Margara è un campo splendido.
Le condizioni atmosferiche erano ottimali.
Le partenze erano sufficientemente avanti.
I green erano discretamente veloci, ma pressoché perfetti.
Il primo giorno di questa gara sono partito bene, alla 8 ero +2, con due bogey evitabili ma accettabili. Dalla 9 ho cominciato a fare disastri, il par era un lusso; alla 18 ho messo la ciliegina sulla torta, con un quintuplo bogey. (La disaster hole, nel golf, è sempre dietro l’angolo ad aspettarti. Sta a te essere bravo a non farti trovare.) E come ho scritto a Roberto, che cercava in qualche maniera di consolarmi, nel golf non c’è molto di peggio di un quintuplo bogey, a parte un sestuplo bogey. Totale: 88 [sic].
Il secondo giorno mi è parso anche peggio, nelle prime otto buche (le seconde nove in realtà – partivo dalla 10) ho messo a segno sette bogey e un doppio. (Una sola volta ho preso il green, e da quattro metri e mezzo sono riuscito a fare tre putt, nella stessa buca dove qualche anno fa vidi Pippo Calì fare un comodo eagle imbucando da cinquanta centimetri – unici spettatori mia figlia e io.) Un paio di volte ho pensato di salutare i compagni e lasciare perdere (cosa che non ho mai fatto, ma il pensiero mi è venuto limpido e chiaro). Alla 18 (la mia 9) sono riuscito, sostanzialmente per caso, a fare par.
Per le seconde nove c’erano venti minuti di attesa. Un mio compagno di gioco mi ha offerto un caffè, probabilmente a mo’ di consolazione. Ero completamente scorato, ho scritto a Paola golfisticamente voglio morire (e non credo di conoscere una dichiarazione di resa più totale verso lo sport che amo). Lei mi ha invitato a fare due parole. Il tempo c’era, in effetti. Ci siamo sentiti per qualche minuto, io più che frasi sconnesse non sapevo dire.
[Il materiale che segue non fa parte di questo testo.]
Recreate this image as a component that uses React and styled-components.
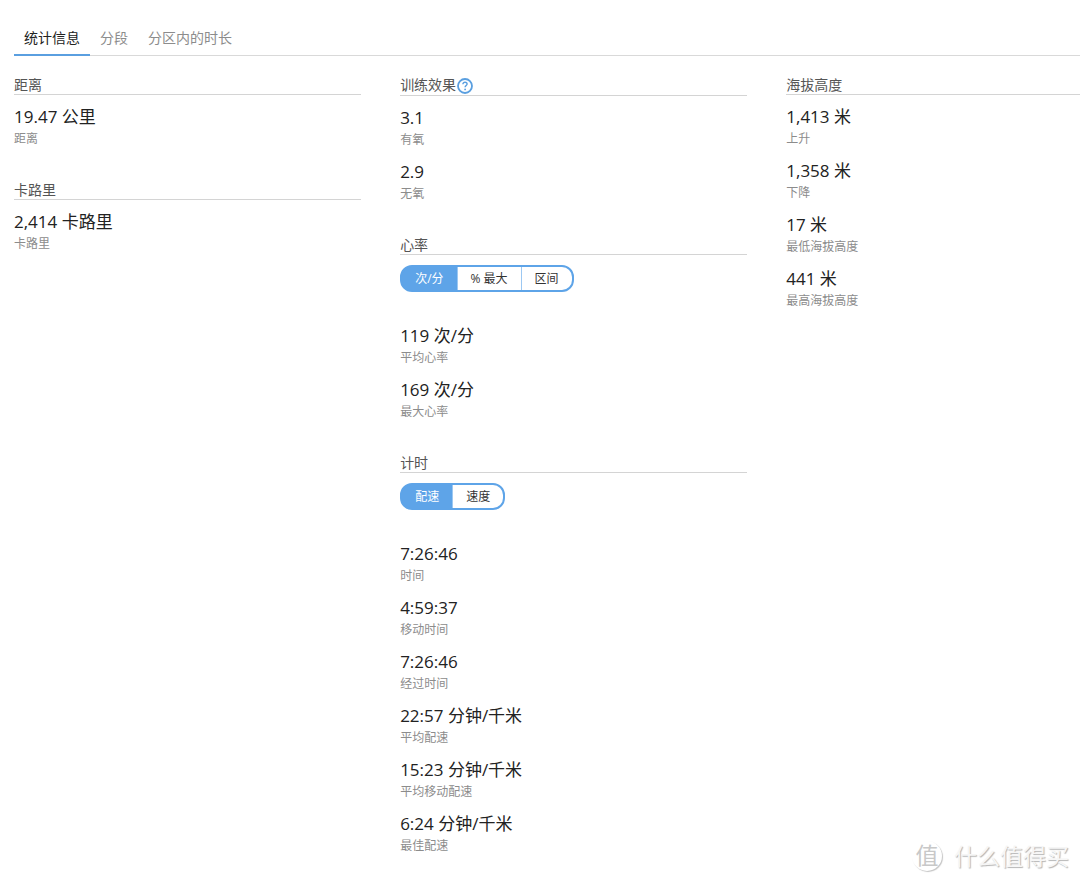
import React, { useState } from "react";
import styled, { createGlobalStyle } from "styled-components";

const GlobalStyle = createGlobalStyle`
*, *::before, *::after {
    box-sizing: border-box;
}

body {
    margin: 0;
    background: #fff;
    color: #222;
    font-family: "Open Sans", "Noto Sans CJK SC", sans-serif;
}

button {
    margin: 0;
    font: inherit;
    cursor: pointer;
}
`;

const tabs = ["统计信息", "分段", "分区内的时长"];

const columns = [
    [
        {title: "距离", stats: [["19.47 公里", "距离"]]},
        {title: "卡路里", stats: [["2,414 卡路里", "卡路里"]]},
    ],
    [
        {title: "训练效果", help: true, stats: [["3.1", "有氧"], ["2.9", "无氧"]]},
        {
            title: "心率",
            options: ["次/分", "% 最大", "区间"],
            stats: [["119 次/分", "平均心率"], ["169 次/分", "最大心率"]],
        },
        {
            title: "计时",
            options: ["配速", "速度"],
            stats: [
                ["7:26:46", "时间"],
                ["4:59:37", "移动时间"],
                ["7:26:46", "经过时间"],
                ["22:57 分钟/千米", "平均配速"],
                ["15:23 分钟/千米", "平均移动配速"],
                ["6:24 分钟/千米", "最佳配速"],
            ],
        },
    ],
    [
        {
            title: "海拔高度",
            stats: [
                ["1,413 米", "上升"],
                ["1,358 米", "下降"],
                ["17 米", "最低海拔高度"],
                ["441 米", "最高海拔高度"],
            ],
        },
    ],
];

export default function App() {
    const [tab, setTab] = useState(0);

    return (
        <Page>
            <GlobalStyle/>
            <TabList role="tablist">
                {tabs.map((name, i) => (
                    <Tab key={name} role="tab" aria-selected={i === tab} $active={i === tab} onClick={() => setTab(i)}>
                        {name}
                    </Tab>
                ))}
            </TabList>
            <Columns>
                {columns.map((sections, i) => (
                    <Column key={i}>
                        {sections.map(section => <StatSection key={section.title} {...section}/>)}
                    </Column>
                ))}
            </Columns>
            <Watermark>
                <WatermarkBadge>值</WatermarkBadge>
                <span>什么值得买</span>
            </Watermark>
        </Page>
    )
}

function StatSection({title, help, options, stats}) {
    return (
        <section>
            <SectionHeader>
                <Title>{title}</Title>
                {help ? <HelpButton aria-label={title}><HelpIcon/></HelpButton> : null}
            </SectionHeader>
            {options ? <Toggle label={title} options={options}/> : null}
            <Stats>
                {stats.map(([value, label]) => (
                    <Stat key={label}>
                        <Label>{label}</Label>
                        <Value>{value}</Value>
                    </Stat>
                ))}
            </Stats>
        </section>
    )
}

function Toggle({label, options}) {
    const [selected, setSelected] = useState(0);

    return (
        <ToggleGroup role="group" aria-label={label}>
            {options.map((option, i) => (
                <ToggleButton key={option} aria-pressed={i === selected} $active={i === selected} onClick={() => setSelected(i)}>
                    {option}
                </ToggleButton>
            ))}
        </ToggleGroup>
    )
}

function HelpIcon() {
    return (
        <svg width="16" height="16" viewBox="0 0 16 16" fill="none" stroke="#5a9fe0" aria-hidden="true">
            <circle cx="8" cy="8" r="7" strokeWidth="1.8"/>
            <path d="M5.9 6.3C5.9 4.9 6.8 4.2 8 4.2s2.1.7 2.1 1.8c0 1.5-2 1.6-2 3.3" strokeWidth="1.4"/>
            <circle cx="8.1" cy="11.4" r=".9" fill="#5a9fe0" stroke="none"/>
        </svg>
    )
}

const Page = styled.main`
    position: relative;
    min-height: 100vh;
    padding: 22px 0 26px 14px;
`;

const TabList = styled.div`
    display: flex;
    border-bottom: 1px solid #d9d9d9;
`;

const Tab = styled.button`
    height: 34px;
    margin-bottom: -1px;
    padding: 0 10px;
    border: 0;
    border-bottom: 2px solid ${({$active}) => $active ? "#5a9fe0" : "transparent"};
    background: none;
    color: ${({$active}) => $active ? "#222" : "#8c8c8c"};
    font-size: 14px;
    line-height: 32px;
`;

const Columns = styled.div`
    display: grid;
    grid-template-columns: 13fr 13fr 11fr;
    column-gap: 39px;
    padding-top: 20px;
`;

const Column = styled.div`
    display: flex;
    flex-direction: column;
    gap: 32px;
    min-width: 0;
`;

const SectionHeader = styled.header`
    display: flex;
    align-items: flex-start;
    gap: 1px;
    margin-bottom: 10px;
    border-bottom: 1px solid #d4d4d4;
`;

const Title = styled.h2`
    margin: 0;
    color: #555;
    font-size: 14px;
    font-weight: 400;
    line-height: 18px;
`;

const HelpButton = styled.button`
    display: flex;
    padding: 2px 0 1px;
    border: 0;
    background: none;
`;

const ToggleGroup = styled.div`
    display: inline-flex;
    height: 27px;
    margin-bottom: 32px;
    border: 2px solid #5ea4e8;
    border-radius: 12px;
    background: #5ea4e8;
    overflow: hidden;
    vertical-align: top;
`;

const ToggleButton = styled.button`
    padding: 0 13px;
    border: 0;
    background: ${({$active}) => $active ? "#5ea4e8" : "#fff"};
    color: ${({$active}) => $active ? "#fff" : "#333"};
    font-size: 12px;
    line-height: 23px;

    & + & {
        border-left: 1px solid #9cc8f2;
    }
`;

const Stats = styled.dl`
    display: flex;
    flex-direction: column;
    gap: 10px;
    margin: 0;
`;

const Stat = styled.div`
    display: flex;
    flex-direction: column-reverse;
`;

const Value = styled.dd`
    margin: 0;
    font-size: 17px;
    line-height: 24px;
`;

const Label = styled.dt`
    color: #8c8c8c;
    font-size: 12px;
    line-height: 20px;
`;

const Watermark = styled.div`
    position: absolute;
    right: 11px;
    bottom: 11px;
    display: flex;
    align-items: center;
    gap: 12px;
    color: #f6f6f6;
    font-size: 23px;
    line-height: 32px;
    text-shadow: 1px 1px 1px #b4b4b4;
`;

const WatermarkBadge = styled.span`
    width: 30px;
    height: 30px;
    border-radius: 50%;
    box-shadow: 1px 1px 1px #c4c4c4;
    color: #c8c8c8;
    line-height: 28px;
    text-align: center;
    text-shadow: none;
`;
Forse è stata quella conversazione; forse è stato il fatto che non avevo più nulla da perdere e dovevo per forza adeguare il mio obiettivo, che è diventato fare nove buche di golf; forse il fatto che nelle prime nove abbiamo corso (completate in un’ora e trentacinque minuti – i miei due compagni di gioco avevano un car ciascuno, e io correvo dietro a loro per non farli aspettare; sciocco io, peraltro, e comunque penso con orrore e tremore al giorno, che spero non giunga mai, in cui sarò costretto a usare il cart); forse è stata una combinazione di questi fattori, o forse infine il mero caso, ma in effetti da lì ho cominciato a giocare a golf.
Perché il golf questo ha di bello, che non muore mai. Che dietro l’angolo c’è sempre una sfida che ti attende. E da lì alla 18 ho giocato in -1. Come in tutti i giri, un paio di volte di più la palla avrebbe potuto cadere in buca; e se l’avesse fatto, anche una soltanto, non sarei stato il primo escluso per i match play di oggi. Ma non importa: ho dimostrato a me stesso che so ancora giocare a golf.
Riassumendo: unendo le prime otto del primo giorno con le ultime dieci del secondo ho girato in +1; nelle ultime dieci del primo giorno unite alle prime otto del secondo ho girato in +23. Cioè, c’è una logica in questa strana simmetria?
In ogni caso il golf questo ha di bello, che risorge sempre.